* [WHAT IS EXPECTED]
Work through the listing below and count the lines that hold "React". Answer with the number alone.
**********
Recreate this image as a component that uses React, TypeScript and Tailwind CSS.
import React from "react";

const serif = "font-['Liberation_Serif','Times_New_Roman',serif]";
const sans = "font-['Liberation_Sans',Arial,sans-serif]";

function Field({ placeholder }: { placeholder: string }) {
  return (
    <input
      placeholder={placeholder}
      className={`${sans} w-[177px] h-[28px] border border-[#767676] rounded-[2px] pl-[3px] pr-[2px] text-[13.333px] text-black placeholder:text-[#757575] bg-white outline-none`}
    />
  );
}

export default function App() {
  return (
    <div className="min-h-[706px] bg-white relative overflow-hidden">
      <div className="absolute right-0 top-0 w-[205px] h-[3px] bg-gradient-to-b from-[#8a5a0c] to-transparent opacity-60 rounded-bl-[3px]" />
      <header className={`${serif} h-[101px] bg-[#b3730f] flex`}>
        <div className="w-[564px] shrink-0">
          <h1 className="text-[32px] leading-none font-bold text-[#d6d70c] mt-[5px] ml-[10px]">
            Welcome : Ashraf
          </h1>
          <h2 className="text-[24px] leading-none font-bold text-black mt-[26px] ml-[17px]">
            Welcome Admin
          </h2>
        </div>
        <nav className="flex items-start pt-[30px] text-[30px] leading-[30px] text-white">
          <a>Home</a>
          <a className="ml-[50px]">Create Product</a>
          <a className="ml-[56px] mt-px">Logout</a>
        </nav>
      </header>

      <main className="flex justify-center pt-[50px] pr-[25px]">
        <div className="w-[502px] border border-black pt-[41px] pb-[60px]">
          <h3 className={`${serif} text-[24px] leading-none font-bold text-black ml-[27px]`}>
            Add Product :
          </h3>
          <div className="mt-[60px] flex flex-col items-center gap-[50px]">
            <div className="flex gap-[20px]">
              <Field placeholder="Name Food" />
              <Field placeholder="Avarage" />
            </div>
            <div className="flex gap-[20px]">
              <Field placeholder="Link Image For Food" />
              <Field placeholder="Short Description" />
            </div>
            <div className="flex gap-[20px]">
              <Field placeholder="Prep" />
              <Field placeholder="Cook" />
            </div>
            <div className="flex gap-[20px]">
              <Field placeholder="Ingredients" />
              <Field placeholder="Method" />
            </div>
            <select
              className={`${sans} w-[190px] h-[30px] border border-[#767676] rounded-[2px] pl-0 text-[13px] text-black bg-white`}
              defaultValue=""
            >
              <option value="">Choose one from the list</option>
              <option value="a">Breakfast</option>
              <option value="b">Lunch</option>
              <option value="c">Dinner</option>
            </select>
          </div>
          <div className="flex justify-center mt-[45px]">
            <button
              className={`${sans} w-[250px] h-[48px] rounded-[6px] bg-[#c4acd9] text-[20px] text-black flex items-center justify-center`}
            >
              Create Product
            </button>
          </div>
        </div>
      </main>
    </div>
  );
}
**********
* [ANSWER FOR THE TASK]
2